One being. Singular second person constructions. Two names, connected with duality. We can see that this is a 2-in-1 deity.
“Okay, David, I follow you up to this point,” my opponents will surely say. “But there’s no evidence people referred to this dyad with a single name. No one called it ‘Ōmeteōtl,’ sorry.”
Let’s take a look. Admittedly, we have a fragmented set of sources. Much was lost.
One source is Cantares Mexicanos, the larger of the two surviving collections of Aztec cuīcatl (songs). It consists of 85 folios on which 91 cuīcatl were compiled in Nahuatl using Roman script somewhere around 1585. Transcribers and copyists edited these songs, of course.

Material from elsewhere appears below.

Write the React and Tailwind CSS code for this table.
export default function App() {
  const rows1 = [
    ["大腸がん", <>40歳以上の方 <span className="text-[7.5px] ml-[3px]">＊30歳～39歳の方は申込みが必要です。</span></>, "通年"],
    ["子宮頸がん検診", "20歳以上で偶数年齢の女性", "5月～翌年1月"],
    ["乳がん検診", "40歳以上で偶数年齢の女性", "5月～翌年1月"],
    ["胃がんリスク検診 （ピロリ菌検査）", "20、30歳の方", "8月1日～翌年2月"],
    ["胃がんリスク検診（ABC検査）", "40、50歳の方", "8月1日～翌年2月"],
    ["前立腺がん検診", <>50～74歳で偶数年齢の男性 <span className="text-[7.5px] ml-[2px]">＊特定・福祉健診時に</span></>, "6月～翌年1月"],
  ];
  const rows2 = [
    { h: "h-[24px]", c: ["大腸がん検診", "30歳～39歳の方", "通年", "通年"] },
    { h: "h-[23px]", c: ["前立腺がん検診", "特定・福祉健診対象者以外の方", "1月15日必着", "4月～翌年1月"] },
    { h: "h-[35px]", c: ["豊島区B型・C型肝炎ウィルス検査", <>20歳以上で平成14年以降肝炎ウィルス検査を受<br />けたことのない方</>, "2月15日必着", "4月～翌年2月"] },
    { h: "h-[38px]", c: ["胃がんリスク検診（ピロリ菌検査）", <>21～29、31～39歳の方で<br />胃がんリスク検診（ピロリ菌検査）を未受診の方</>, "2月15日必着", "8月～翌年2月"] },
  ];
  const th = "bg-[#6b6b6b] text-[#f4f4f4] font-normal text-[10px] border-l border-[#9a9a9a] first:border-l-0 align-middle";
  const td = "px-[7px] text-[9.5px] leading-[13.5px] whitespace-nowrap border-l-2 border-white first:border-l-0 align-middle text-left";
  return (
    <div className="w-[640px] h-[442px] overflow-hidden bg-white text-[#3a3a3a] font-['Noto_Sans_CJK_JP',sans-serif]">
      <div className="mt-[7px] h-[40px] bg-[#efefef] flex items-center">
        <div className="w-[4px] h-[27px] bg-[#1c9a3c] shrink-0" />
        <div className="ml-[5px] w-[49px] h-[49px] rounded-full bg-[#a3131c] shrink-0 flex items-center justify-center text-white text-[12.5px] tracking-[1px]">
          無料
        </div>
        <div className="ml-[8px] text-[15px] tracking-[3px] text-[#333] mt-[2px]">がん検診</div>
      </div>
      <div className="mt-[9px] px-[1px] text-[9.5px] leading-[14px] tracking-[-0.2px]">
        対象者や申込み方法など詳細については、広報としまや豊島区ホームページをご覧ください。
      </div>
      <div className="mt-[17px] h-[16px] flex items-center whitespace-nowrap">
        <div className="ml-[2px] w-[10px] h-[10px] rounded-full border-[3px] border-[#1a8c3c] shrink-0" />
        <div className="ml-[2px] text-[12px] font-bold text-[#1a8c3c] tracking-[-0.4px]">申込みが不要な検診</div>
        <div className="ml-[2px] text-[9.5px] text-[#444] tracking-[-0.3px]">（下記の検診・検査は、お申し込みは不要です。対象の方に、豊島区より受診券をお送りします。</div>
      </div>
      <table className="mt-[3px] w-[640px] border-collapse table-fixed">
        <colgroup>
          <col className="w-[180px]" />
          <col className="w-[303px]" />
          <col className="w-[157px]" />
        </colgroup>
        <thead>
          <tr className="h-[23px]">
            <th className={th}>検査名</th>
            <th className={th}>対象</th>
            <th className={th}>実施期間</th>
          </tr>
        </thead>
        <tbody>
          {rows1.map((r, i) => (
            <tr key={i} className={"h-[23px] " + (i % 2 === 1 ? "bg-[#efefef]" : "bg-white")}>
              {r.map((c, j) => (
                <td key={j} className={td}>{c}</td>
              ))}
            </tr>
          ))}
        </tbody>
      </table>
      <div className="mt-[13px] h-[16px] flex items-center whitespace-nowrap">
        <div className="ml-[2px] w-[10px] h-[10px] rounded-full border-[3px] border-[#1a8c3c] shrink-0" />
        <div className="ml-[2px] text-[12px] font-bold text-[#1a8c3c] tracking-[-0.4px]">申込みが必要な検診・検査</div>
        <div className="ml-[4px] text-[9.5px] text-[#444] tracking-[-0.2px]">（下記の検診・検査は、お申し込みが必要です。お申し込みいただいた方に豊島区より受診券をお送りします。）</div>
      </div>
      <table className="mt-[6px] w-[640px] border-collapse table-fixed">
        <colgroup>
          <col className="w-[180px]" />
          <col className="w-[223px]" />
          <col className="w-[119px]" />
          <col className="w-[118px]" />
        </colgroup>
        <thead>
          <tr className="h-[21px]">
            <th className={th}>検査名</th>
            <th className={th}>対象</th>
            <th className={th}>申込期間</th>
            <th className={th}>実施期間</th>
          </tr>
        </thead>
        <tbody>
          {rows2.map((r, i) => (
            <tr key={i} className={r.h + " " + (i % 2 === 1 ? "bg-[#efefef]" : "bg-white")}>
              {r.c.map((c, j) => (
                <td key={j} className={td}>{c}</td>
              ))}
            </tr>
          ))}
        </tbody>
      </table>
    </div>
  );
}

One thing they did (it appears) was delete the names of indigenous deities, replacing them with “yehhuā” or “yehhuān” (s/he or they). Sometimes the word “Dios” [God] would be inserted as a gloss, retroactively making sacred songs center on the Christian deity.
In one of the songs, the narrator asks where he can go, since “ōme ihcac yehhuān.” “Ihcac” is “to stand” in the 3rd-person singular. “Yehhuān” is glossed “Dios,” so a literal translation would be “Two stands, them, God.” More idiomatic: “They, God, stand double.”
And in a hymn transcribed in the Historia Tolteca-Chichimeca, we get this double-standing god’s name. The sacred song contains the following line:
“ōmeteōtl ya tēyōcoyani”
“Two-god, ah! people-creator.”
That … seems pretty clear to me.
The second (and final) appearance of this name comes in the Codex Ríos: above an image of a god, a colonial hand has affixed the label “hometeule.” A close comparison shows that this icon of “Hometeule” is nearly identical to Tōnacatēuctli (as one would expect).
“Hometeule” is clearly a Spanish-speaker’s phonetic transcription of “Ōmeteōtl.” Seen within broad, pervasive pattern of duality, it’s VERY credible that the dyad in Ōmeyōcān, in addition to their individual identities as Ōmecihuātl & Ōmetēuctli, would be known as Ōmeteotl.
“Two God” in the “Two-ness Place.” A Dual God in the Place of Duality. Above the heavens. Giving rise to human souls. Nourishing the souls of children who pass before their time until they can be reborn. Source of our bountiful sustenance. Arbiters of our fates.